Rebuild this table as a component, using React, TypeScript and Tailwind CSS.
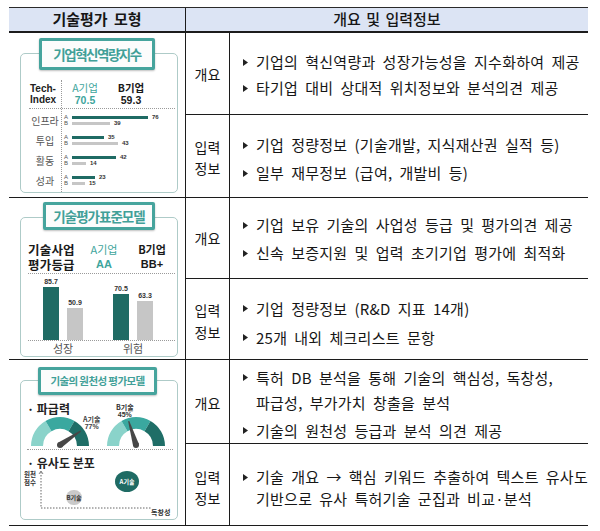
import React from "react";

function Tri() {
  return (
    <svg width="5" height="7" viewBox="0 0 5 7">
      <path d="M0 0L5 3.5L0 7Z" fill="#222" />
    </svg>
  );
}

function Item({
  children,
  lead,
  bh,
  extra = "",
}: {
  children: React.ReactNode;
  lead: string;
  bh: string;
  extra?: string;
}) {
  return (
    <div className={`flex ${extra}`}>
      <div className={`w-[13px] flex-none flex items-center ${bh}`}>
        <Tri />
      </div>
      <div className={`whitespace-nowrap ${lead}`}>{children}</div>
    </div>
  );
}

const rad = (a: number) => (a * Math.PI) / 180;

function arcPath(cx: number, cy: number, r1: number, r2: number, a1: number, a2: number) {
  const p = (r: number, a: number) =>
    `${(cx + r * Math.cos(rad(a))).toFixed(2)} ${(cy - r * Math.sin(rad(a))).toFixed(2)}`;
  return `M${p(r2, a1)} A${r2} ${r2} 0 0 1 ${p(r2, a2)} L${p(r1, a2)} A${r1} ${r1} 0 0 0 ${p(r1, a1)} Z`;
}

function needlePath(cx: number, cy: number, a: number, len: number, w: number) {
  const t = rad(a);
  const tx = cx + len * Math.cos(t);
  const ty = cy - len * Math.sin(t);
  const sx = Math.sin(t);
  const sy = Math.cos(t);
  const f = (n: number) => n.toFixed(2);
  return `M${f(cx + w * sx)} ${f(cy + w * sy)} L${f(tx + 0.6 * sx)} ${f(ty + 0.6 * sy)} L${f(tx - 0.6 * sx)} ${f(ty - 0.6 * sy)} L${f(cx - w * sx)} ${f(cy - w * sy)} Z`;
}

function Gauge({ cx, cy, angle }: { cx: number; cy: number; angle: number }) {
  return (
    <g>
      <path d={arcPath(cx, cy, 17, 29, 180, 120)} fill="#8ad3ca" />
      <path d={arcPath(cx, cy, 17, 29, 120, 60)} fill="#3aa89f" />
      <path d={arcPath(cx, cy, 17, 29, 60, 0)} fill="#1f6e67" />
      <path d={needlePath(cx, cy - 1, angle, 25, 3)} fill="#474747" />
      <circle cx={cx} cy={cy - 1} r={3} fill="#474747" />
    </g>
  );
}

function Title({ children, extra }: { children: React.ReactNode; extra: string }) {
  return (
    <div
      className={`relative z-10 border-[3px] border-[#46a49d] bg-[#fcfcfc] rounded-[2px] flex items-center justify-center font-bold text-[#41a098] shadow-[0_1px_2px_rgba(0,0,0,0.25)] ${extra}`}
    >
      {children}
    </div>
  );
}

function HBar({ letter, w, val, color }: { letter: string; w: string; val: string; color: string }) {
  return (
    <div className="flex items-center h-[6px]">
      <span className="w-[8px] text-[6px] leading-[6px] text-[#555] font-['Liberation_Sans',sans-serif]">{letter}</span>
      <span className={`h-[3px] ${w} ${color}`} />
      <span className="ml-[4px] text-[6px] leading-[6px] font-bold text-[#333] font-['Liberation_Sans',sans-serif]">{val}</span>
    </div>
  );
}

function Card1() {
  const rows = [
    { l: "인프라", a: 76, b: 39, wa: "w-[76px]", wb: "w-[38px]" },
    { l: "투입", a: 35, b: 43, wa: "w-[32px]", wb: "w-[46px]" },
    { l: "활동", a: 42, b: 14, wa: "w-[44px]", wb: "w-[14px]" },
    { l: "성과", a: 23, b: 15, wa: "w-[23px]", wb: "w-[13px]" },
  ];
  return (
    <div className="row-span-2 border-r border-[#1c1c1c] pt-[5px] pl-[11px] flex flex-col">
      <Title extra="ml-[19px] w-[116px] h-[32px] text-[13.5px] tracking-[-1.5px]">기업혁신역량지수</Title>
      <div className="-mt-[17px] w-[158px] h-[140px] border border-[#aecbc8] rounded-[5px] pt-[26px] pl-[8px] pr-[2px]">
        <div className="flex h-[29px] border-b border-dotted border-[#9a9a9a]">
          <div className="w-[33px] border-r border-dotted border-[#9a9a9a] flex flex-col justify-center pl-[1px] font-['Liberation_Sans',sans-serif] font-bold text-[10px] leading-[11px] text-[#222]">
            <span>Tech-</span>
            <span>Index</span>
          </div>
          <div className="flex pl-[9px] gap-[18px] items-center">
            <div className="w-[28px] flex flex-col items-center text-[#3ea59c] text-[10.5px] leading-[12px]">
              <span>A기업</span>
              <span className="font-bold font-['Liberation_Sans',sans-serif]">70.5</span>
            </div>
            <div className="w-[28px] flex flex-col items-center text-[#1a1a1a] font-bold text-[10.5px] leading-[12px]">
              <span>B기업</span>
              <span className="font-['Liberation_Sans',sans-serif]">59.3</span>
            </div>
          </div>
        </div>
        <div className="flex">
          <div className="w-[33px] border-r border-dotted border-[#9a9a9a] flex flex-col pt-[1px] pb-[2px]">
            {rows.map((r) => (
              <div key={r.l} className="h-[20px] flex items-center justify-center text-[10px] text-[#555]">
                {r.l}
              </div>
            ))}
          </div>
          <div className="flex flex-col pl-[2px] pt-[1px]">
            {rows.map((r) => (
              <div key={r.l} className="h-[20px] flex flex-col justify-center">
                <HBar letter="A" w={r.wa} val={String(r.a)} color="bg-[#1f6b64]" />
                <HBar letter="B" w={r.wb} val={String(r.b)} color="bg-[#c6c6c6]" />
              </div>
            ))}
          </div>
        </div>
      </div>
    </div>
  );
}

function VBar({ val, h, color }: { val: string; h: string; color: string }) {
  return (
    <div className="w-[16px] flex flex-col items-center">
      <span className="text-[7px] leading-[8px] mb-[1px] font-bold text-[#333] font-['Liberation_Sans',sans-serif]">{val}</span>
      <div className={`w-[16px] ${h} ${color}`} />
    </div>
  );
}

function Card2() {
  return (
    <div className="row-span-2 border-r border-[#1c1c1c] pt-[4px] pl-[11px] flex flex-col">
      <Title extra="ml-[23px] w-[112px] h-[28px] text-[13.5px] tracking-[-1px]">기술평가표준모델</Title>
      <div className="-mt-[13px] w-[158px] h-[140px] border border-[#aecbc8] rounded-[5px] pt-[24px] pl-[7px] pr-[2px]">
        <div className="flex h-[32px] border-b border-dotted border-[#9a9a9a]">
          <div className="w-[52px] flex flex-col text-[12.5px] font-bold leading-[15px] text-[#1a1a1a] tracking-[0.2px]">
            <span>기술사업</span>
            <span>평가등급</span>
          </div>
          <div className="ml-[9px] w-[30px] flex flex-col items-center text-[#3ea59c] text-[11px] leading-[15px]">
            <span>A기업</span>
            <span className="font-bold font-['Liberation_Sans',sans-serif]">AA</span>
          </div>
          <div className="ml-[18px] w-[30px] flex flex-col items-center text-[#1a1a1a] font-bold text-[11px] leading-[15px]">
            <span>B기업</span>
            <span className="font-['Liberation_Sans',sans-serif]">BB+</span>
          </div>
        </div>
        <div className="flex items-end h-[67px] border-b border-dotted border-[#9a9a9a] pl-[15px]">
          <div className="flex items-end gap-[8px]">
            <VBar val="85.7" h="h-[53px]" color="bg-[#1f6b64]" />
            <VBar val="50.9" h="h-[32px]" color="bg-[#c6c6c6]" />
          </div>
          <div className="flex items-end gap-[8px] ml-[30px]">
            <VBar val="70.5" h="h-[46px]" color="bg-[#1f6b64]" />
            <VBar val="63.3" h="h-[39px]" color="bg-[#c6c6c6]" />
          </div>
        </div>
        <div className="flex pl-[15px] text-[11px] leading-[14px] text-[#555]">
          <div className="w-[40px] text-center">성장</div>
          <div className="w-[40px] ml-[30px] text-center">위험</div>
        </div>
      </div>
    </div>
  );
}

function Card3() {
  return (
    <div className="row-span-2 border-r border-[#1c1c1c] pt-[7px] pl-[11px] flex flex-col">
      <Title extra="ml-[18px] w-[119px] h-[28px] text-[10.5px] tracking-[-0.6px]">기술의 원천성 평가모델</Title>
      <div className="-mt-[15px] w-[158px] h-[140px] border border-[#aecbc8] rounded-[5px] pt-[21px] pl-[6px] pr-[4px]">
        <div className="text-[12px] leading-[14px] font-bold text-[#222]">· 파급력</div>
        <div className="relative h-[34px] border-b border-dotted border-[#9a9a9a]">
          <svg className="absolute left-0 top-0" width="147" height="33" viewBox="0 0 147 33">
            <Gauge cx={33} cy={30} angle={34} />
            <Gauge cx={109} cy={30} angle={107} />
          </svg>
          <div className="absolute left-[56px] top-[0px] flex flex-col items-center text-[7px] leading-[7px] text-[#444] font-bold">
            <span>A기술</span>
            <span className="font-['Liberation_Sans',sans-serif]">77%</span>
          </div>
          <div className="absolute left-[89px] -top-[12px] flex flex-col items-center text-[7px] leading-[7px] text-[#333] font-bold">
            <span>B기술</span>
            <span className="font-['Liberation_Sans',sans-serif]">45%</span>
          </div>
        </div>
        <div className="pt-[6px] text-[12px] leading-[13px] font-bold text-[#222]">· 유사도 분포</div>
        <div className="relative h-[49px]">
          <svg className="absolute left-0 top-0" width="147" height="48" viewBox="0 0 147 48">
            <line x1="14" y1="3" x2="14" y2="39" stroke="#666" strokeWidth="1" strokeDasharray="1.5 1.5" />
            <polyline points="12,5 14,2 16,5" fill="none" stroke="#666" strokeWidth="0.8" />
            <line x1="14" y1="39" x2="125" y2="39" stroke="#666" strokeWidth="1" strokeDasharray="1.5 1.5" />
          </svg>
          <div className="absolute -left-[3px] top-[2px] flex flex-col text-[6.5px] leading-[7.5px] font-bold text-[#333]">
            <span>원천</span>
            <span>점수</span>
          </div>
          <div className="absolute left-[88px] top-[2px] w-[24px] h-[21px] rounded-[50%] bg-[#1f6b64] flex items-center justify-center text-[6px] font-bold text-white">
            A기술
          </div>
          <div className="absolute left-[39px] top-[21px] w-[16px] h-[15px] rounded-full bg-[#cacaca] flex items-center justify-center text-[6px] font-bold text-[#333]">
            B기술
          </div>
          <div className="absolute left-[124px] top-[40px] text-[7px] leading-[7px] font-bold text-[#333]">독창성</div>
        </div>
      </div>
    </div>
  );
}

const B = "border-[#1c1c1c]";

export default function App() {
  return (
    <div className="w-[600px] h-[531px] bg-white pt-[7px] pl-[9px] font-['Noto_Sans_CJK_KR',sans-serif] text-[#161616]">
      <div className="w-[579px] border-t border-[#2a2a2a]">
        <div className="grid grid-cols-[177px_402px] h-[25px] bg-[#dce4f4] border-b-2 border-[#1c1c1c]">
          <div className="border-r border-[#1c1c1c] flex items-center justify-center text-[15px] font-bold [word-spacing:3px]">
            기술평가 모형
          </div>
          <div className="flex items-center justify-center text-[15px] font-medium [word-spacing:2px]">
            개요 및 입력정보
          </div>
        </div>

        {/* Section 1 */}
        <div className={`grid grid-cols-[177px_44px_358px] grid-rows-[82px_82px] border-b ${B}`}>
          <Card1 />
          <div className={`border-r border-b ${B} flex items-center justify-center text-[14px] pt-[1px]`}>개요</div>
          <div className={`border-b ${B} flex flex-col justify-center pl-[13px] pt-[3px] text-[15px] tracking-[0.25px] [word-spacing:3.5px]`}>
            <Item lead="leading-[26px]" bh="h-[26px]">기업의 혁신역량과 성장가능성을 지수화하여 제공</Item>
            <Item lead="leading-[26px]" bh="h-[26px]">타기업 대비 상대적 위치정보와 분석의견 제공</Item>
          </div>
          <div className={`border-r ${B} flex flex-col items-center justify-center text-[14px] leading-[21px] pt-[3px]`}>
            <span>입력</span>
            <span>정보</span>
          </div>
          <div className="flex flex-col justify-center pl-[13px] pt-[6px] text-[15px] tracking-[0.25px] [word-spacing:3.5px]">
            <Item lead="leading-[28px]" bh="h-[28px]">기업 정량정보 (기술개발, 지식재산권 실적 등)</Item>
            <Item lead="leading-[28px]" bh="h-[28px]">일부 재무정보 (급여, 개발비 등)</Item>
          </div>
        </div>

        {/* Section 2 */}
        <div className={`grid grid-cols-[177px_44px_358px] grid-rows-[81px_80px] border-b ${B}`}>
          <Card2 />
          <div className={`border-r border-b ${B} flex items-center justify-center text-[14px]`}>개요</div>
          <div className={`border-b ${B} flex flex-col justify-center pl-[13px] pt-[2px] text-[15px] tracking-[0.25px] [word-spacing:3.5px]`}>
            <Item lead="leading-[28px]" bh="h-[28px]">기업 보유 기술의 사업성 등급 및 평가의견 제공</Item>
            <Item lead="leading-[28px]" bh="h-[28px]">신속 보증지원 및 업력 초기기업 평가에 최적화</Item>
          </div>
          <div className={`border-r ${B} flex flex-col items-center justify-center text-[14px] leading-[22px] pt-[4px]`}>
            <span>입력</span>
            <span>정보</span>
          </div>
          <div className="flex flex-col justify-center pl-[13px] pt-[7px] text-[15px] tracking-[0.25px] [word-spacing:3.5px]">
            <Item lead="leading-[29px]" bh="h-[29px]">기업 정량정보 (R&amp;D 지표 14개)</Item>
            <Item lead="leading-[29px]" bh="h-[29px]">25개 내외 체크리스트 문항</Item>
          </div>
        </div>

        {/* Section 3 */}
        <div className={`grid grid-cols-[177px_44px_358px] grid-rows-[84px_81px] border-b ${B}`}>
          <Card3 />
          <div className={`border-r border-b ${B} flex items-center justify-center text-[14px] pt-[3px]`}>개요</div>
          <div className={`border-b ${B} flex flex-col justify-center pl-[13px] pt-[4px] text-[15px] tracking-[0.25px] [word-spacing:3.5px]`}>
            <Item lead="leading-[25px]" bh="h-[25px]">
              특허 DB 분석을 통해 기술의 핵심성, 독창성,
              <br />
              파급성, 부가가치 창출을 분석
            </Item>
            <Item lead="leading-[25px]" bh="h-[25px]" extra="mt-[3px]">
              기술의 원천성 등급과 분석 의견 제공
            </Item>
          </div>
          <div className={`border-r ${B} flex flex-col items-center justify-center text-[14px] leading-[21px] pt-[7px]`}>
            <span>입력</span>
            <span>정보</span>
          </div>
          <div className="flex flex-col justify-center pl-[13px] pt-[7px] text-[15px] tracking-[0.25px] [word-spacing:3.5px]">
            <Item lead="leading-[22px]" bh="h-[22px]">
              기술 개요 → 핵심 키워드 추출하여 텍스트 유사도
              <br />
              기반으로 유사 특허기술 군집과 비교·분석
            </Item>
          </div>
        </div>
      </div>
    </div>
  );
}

==================================================

### Task instructions
Copy each line of the data above that holds "React".

### Full output
Rebuild this table as a component, using React, TypeScript and Tailwind CSS.
import React from "react";
  children: React.ReactNode;
function Title({ children, extra }: { children: React.ReactNode; extra: string }) {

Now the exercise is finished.